Frau Kerstin Petretto hebt die Herausforderungen hervor, mit denen Deutschland konfrontiert ist, und betont die enge Verbindung zwischen wirtschaftlichem Wohlstand und nationaler Sicherheit. Während die Industrieproduktion um 3 % zurückzugehen droht, wächst die Sorge um wirtschaftliche Stabilität und die Auswirkungen auf die Demokratie. Gleichzeitig wird Sicherheit von einer Gesellschaft, die an die „Friedensdividende“ gewöhnt ist, oft unterschätzt. Frau Petretto benennt vier zentrale Herausforderungen.
- Geopolitische Risiken: Hybride Bedrohungen wie Cyberangriffe und Desinformation aus Russland und China.

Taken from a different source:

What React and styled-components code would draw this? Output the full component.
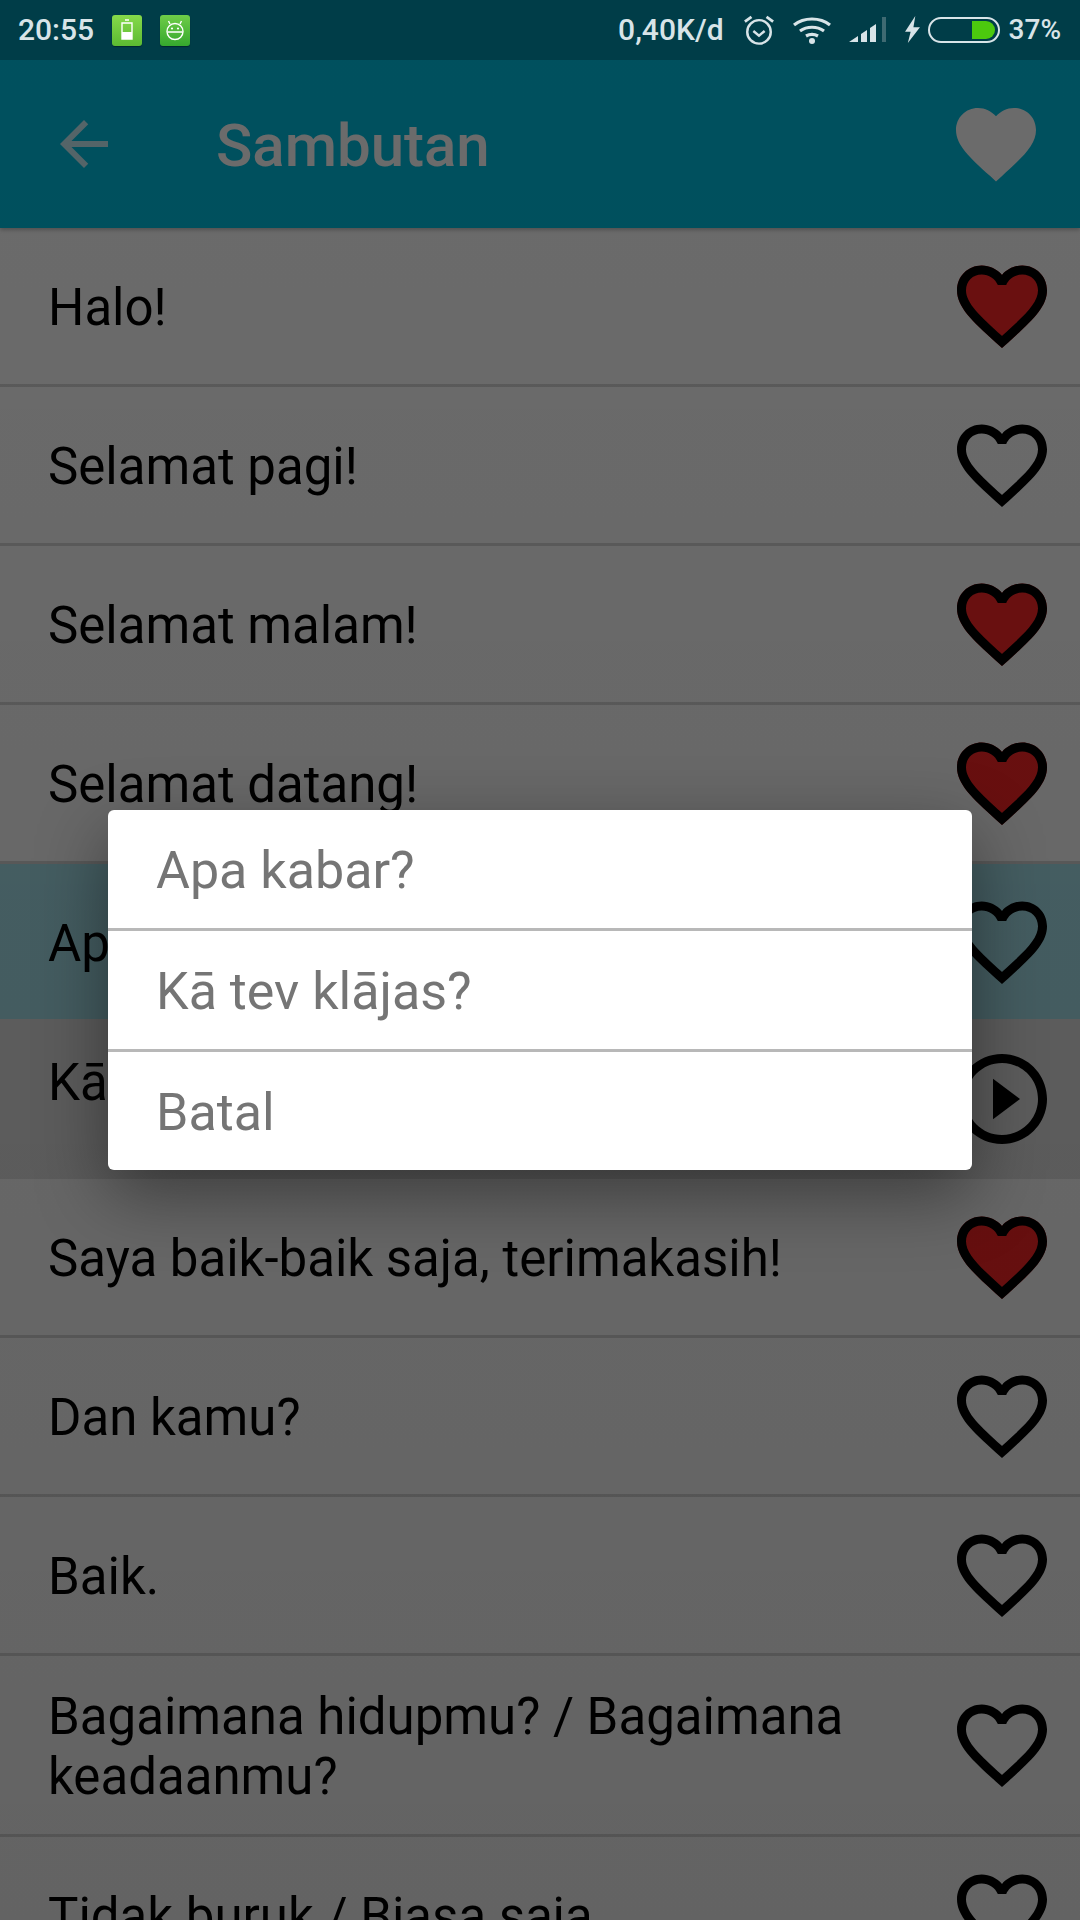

- Zögerliche Reaktionen: Ein Mangel an strategischer Klarheit und Verzögerungen bei der Unterstützung der Ukraine schwächen Deutschlands Position.
- Industrielle Unsicherheit: Fragile Lieferketten und die volatile Weltpolitik erfordern entschlossenes Handeln.
- Öffentliches Bewusstsein: Es ist entscheidend, die Bevölkerung stärker für politische Strategien zu sensibilisieren, um Resilienz und Innovation zu fördern.
Frau Petretto fordert Deutschland und Europa auf, Innovation nicht nur in der Technologie, sondern auch im Denken zu fördern. Sie plädiert für schnellere, anpassungsfähigere Ansätze in Bürokratie und Verteidigung, und denkt dabei an die disruptiven Strategien eines Elon Musk. Es erfordert Mut, Einigkeit und kollektive Verteidigungsanstrengungen, um industrielle Kapazitäten auszubauen, die politische Fragmentierung zu überwinden und die Verteidigungsindustrie nachhaltig zu stärken.
Zudem mahnt sie an, dass Deutschlands Verteidigungspolitik, geprägt durch historische und strukturelle Hemmnisse, eine Reform braucht. Die starke Regulierung und Stigmatisierung der Verteidigungsindustrie behindern eine Skalierung der Produktion, während die Abhängigkeit von NATO-Partnern wie den USA angesichts nationalistischer Tendenzen und sinkendem Vertrauen in die transatlantische Zusammenarbeit ein Risiko darstellt. Deutschland und Europa müssen ihre Verteidigungsfähigkeiten gemeinsam stärken, um Einheit und Sicherheit langfristig zu sichern.
Dr. Laura Hirvi betont Metas langjähriges Engagement in der KI-Forschung und die Rolle des Unternehmens als Unterstützer des europäischen Innovationsökosystems. Während Europa in der Forschung durch Talente und Universitäten stark ist, behindern regulatorische und finanzielle Hürden die Skalierung von Start-ups, wodurch viele Innovatoren in die USA abwandern.
Frau Hirvi kritisiert Europas Überfokus auf Regulierung und mangelnde Dringlichkeit in der Förderung von Innovation und Digitalisierung. Sie fordert einen kulturellen Wandel hin zu einer stärkeren Wertschätzung von Innovation und einer pragmatischen Deregulierung, um die Wettbewerbsfähigkeit zu sichern. Dabei hebt sie die Ukraine als Vorbild für schnelles und entschlossenes Handeln hervor und plädiert für eine neue Erzählweise, die Experten stärkt und Veränderung beschleunigt.
Wir danken unseren Podiumsteilnehmern für die engagierte Diskussion und dem Würth Haus für seine freundliche Gastfreundschaft.